*DATA SUPPLIED*:
— begin —
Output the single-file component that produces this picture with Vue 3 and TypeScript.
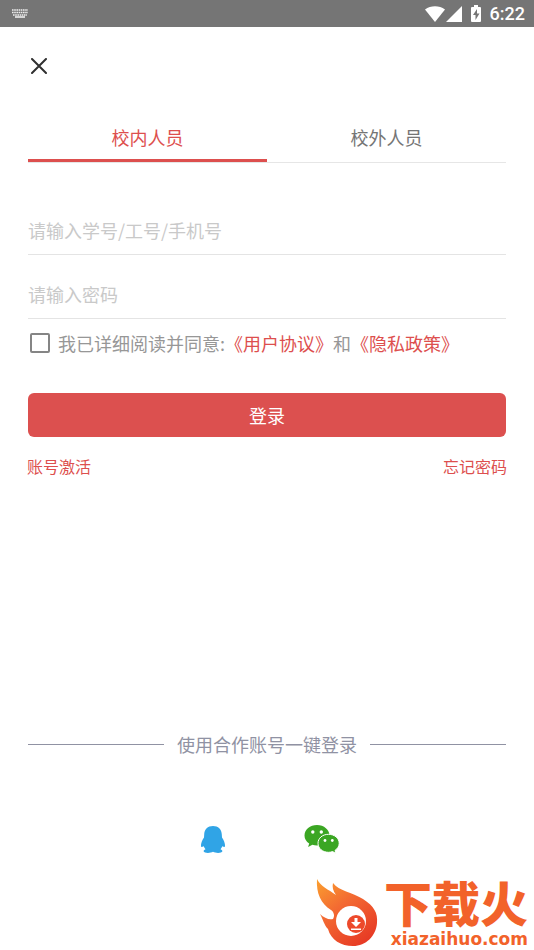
— end —
— begin —
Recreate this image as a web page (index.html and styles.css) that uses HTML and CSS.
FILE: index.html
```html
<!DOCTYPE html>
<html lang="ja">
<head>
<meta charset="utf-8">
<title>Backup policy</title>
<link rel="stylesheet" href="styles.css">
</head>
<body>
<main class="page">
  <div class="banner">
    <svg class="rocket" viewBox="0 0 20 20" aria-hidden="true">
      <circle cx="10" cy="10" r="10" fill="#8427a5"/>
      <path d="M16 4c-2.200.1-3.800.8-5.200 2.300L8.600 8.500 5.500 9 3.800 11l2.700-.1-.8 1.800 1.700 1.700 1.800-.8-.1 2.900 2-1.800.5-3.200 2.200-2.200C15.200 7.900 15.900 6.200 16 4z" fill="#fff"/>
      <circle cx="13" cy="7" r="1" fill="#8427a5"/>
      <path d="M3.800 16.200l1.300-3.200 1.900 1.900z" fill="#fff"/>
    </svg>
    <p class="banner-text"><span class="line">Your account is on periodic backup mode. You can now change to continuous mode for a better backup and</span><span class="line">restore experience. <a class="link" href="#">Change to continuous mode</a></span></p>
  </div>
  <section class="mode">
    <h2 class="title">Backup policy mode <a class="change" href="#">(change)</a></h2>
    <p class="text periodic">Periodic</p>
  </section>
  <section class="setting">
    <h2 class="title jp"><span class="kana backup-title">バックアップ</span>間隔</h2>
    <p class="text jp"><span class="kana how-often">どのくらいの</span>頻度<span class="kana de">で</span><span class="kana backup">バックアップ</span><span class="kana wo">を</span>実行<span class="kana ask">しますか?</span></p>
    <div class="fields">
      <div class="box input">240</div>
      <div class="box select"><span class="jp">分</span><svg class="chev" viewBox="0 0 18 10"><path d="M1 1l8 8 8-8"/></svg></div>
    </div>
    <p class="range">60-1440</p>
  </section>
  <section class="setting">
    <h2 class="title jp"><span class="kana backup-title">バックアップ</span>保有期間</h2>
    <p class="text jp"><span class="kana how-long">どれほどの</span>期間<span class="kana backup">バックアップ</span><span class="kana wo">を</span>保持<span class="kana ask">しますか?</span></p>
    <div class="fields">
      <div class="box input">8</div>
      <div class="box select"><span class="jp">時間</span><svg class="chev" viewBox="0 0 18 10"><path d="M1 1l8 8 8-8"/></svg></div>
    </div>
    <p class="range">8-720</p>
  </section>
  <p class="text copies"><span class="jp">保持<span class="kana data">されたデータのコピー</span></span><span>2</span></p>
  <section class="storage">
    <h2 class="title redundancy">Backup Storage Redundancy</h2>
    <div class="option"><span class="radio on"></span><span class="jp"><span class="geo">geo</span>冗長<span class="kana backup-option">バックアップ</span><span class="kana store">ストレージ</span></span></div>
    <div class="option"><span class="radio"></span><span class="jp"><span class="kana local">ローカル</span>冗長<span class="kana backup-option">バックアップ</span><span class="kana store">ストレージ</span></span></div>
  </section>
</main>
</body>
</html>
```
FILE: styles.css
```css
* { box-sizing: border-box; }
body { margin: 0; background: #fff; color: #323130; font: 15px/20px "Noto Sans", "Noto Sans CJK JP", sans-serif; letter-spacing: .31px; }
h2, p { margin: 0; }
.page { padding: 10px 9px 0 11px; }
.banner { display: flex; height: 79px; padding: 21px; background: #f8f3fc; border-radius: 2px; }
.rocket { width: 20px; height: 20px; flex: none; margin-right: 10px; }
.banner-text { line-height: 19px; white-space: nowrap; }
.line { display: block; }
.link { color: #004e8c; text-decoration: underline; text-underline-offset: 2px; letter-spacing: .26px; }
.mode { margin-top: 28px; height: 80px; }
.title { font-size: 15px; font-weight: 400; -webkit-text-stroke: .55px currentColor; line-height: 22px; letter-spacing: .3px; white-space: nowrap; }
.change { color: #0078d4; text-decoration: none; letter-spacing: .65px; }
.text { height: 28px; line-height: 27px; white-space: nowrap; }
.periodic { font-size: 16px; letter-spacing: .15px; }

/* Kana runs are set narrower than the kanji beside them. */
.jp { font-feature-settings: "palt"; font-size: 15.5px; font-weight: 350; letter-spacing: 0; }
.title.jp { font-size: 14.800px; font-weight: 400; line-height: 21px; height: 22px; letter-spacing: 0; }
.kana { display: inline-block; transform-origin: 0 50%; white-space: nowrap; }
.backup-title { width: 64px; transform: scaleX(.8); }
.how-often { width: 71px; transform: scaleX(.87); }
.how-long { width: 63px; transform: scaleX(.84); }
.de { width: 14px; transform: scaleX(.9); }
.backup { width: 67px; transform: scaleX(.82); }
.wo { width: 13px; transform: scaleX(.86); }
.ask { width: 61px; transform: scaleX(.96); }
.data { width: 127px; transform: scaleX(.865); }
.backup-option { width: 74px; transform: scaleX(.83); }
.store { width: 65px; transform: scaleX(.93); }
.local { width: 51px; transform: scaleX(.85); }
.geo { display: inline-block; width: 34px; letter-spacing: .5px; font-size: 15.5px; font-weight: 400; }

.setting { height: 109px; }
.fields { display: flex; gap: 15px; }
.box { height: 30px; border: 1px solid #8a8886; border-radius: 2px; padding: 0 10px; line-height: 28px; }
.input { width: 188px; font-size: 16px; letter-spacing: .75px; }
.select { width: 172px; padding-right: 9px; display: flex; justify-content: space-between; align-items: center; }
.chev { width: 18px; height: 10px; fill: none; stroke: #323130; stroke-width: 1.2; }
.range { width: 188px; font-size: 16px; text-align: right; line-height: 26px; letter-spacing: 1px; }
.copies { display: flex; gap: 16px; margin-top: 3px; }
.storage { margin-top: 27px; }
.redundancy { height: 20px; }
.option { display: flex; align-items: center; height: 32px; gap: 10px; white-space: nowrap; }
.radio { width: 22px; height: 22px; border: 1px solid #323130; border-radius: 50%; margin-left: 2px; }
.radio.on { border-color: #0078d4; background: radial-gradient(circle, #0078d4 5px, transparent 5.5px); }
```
— end —
*WHAT IS BEING ASKED*: Search the data for the string "this" and copy each line where it appears.

*ANSWER IN FULL*:
Output the single-file component that produces this picture with Vue 3 and TypeScript.
Recreate this image as a web page (index.html and styles.css) that uses HTML and CSS.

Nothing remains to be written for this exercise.